Reproducible simulation from images.
A simulation might be a complicated mess of dependencies, the data prodcued depends on the architecture and parameter files, and the paper that results depends on the analysis and personal whim. But often what sticks - what becomes the simulation - is a single plot.
This is a real problem, as that image, plot or figure can easily become detached from the data that produced it. The (wonderful) idea of reproducible computation becomes problematic if you're relying on a figure from a talk that the speaker found from Google image search...
So, as a quick hack, here is im2sim
: a way of embedding metadata directly into the figure so that directly from the image the whole simulation can be replicated.
As a quick hack, we're going to rely on docker for the reproducibility, and essentially embed links to containers directly.
This should work
- when run using boot2docker (Mac OS)
- when run on png files
- when using the specific container for the pyro code that I've used to create the figure in the example_figure directory.
I don't think it would be at all difficult to remove any of these restrictions, but this is enough for proof-of-principle.
This branch uses the python XMP toolkit and the XMP metadata rather than PIL. This should make it much more robust, and automatically cover many different files formats, but gives a much heavier set of requirements.
Assuming you have docker
installed, and that you're currently connected to the virtual machine (eg, are running in the terminal launched by boot2docker
). Then run
python im2sim.py pull <figure>.png
This will download a docker
image containing the code required to replicate the image, and print to screen the <docker_image>
name. You can then use the standard interactive shell via
docker run -ti <docker_image> /bin/bash
to inspect the code. The commands run to produce the figure will be given in the Makefile
(see below for more details).
You need to package your simulation code using docker
in a very specific fashion. The <docker_image>
must have an ENTRYPOINT
specified. At that ENTRYPOINT
there should be a Makefile
. The key target for make
is figures
: this must exist and be runnable. This should produce the figures that you want tagged, and should copy them to the /figures/
directory (which will be mounted by docker
- you should assume it will exist).
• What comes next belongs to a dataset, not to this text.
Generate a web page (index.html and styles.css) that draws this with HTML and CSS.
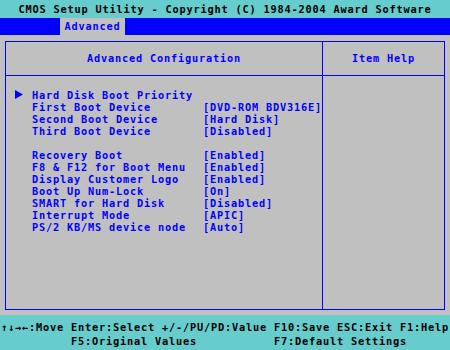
FILE: index.html
```html
<!DOCTYPE html>
<html lang="en">
<head>
    <meta charset="UTF-8">
    <title>CMOS Setup Utility</title>
    <link rel="stylesheet" href="styles.css">
</head>
<body>

    <div class="title-bar">CMOS Setup Utility - Copyright (C) 1984-2004 Award Software</div>

    <div class="menu-bar">
        <span class="tab">Advanced</span>
    </div>

    <div class="main">
        <div class="frame">
            <div class="cell head">Advanced Configuration</div>
            <div class="cell head">Item Help</div>

            <div class="cell items">
                <div class="row">
                    <svg class="marker" width="8" height="9" viewBox="0 0 8 9"><path d="M0 0 L8 4.5 L0 9 Z" fill="#0000ff"/></svg>
                    <span>Hard Disk Boot Priority</span>
                    <span></span>
                </div>
                <div class="row"><i></i><span>First Boot Device</span><span>[DVD-ROM BDV316E]</span></div>
                <div class="row"><i></i><span>Second Boot Device</span><span>[Hard Disk]</span></div>
                <div class="row"><i></i><span>Third Boot Device</span><span>[Disabled]</span></div>
                <div class="spacer"></div>
                <div class="row"><i></i><span>Recovery Boot</span><span>[Enabled]</span></div>
                <div class="row"><i></i><span>F8 &amp; F12 for Boot Menu</span><span>[Enabled]</span></div>
                <div class="row"><i></i><span>Display Customer Logo</span><span>[Enabled]</span></div>
                <div class="row"><i></i><span>Boot Up Num-Lock</span><span>[On]</span></div>
                <div class="row"><i></i><span>SMART for Hard Disk</span><span>[Disabled]</span></div>
                <div class="row"><i></i><span>Interrupt Mode</span><span>[APIC]</span></div>
                <div class="row"><i></i><span>PS/2 KB/MS device node</span><span>[Auto]</span></div>
            </div>
            <div class="cell help"></div>
        </div>
    </div>

    <div class="footer">
        <div class="keys">↑↓→←:Move Enter:Select +/-/PU/PD:Value F10:Save ESC:Exit F1:Help</div>
        <div class="keys">          F5:Original Values           F7:Default Settings</div>
    </div>

</body>
</html>
```

FILE: styles.css
```css
* { margin: 0; padding: 0; box-sizing: border-box; }
body {
    width: 450px; height: 350px; overflow: hidden; background: #c0c0c0;
    font-family: "DejaVu Sans Mono", "Liberation Mono", monospace; font-weight: bold;
    font-size: 10.3px; letter-spacing: 0.8px;
}
.title-bar { height: 18px; line-height: 18px; background: #66cccc; color: #000; text-align: center; white-space: pre; }
.menu-bar { height: 17px; background: #0000ff; padding-left: 60px; }
.tab { display: inline-block; width: 65px; height: 17px; line-height: 17px; background: #c0c0c0; color: #0000ff; text-align: center; }
.main { height: 280px; padding: 6px 5px 5px 5px; }
.frame {
    height: 269px; border: 1px solid #0000ff; background: #0000ff;
    display: grid; grid-template-columns: 316px 121px; grid-template-rows: 33px 1fr; gap: 1px;
}
.cell { background: #c0c0c0; color: #0000ff; }
.head { text-align: center; line-height: 33px; }
.items { padding-top: 13px; }
.row { display: grid; grid-template-columns: 26px 171px auto; height: 12px; line-height: 12px; white-space: pre; }
.marker { margin: 1px 0 0 9px; }
.spacer { height: 12px; }
.footer { height: 35px; background: #66cccc; color: #000; padding: 5px 0 0 1px; }
.keys { height: 14px; line-height: 14px; white-space: pre; }
```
Finally, you must push
your <docker_image>
to hub.docker.com
(or any other online location that a docker pull
command can locate).
With your <docker_image>
set up in this fashion, and again working in a terminal connected to the docker
virtual machine (eg via boot2docker
), run
python im2sim.py tag <docker_image>
This will create a directory $PWD/figures
containing the figures (which currently must be .png
files), each of which will have metadata suitable for use with im2sim.py
. You can then use and distribute these image files and use im2sim.py
to recover the docker image in the future.